The colonel finds himself with one bullet remaining, and his daughter begs him to kill her. Just before he is about to shoot, Lieut. White returns with reinforcements. Lieut. White and the colonel's daughter reunite, and the battle is won by the US military.
Thomas H. Ince rented the Millers Bros. 101 Ranch Real Wild West Show, to lend an "authenticity" to the film. The show's cowboys, buffalo, and Oglala Sioux were used in several of Ince's films (notably, War on the Plains). Ince brought the traveling show to a leased area in Santa Monica meant to mimic the Dakotas that would come to be known as "Inceville".[1]

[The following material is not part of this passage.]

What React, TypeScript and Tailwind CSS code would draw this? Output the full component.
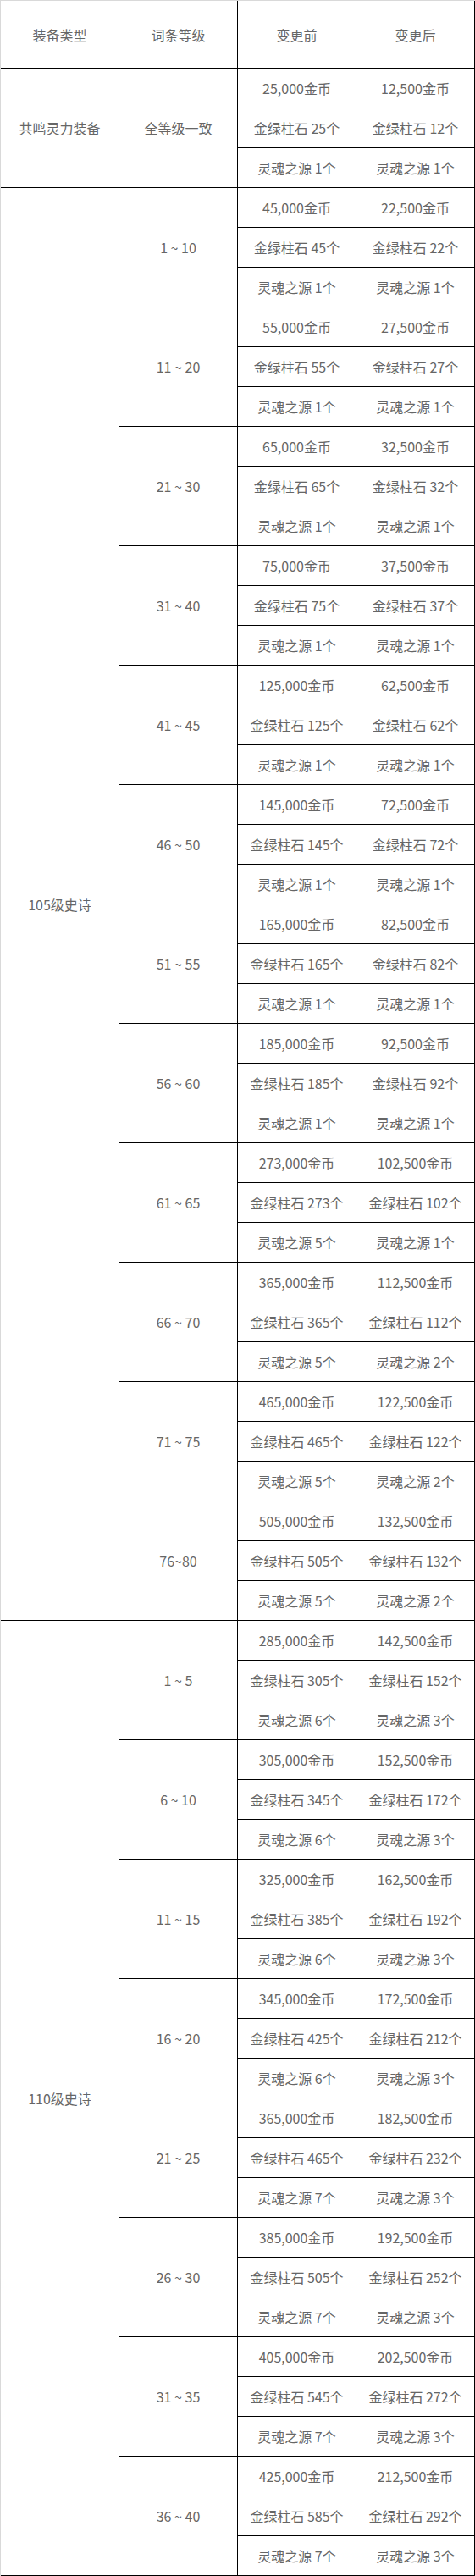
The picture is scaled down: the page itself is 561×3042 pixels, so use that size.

The film was preserved by the Library of Congress and released by the National Film Preservation Foundation as part of the DVD box set More Treasures from American Film Archives, 1894-1931 in 2004.[2][3][4]
Writing for The Moving Picture World in 1912, Louis Reeves Harrison called the film "an absorbing picture of dramatic conflict . . . the top of its kind, from an artistic point of view", and expressed that the cinematography was similar "to the best photography as applied to still life, with far greater emotional effects".[5]
University of California, Davis professor Scott Simmon wrote of The Invaders "Even with its straight-forward visual style, it manages to dramatize quite complexly the conflicts and guilts of American history. The result is arguably the first great Western".[1]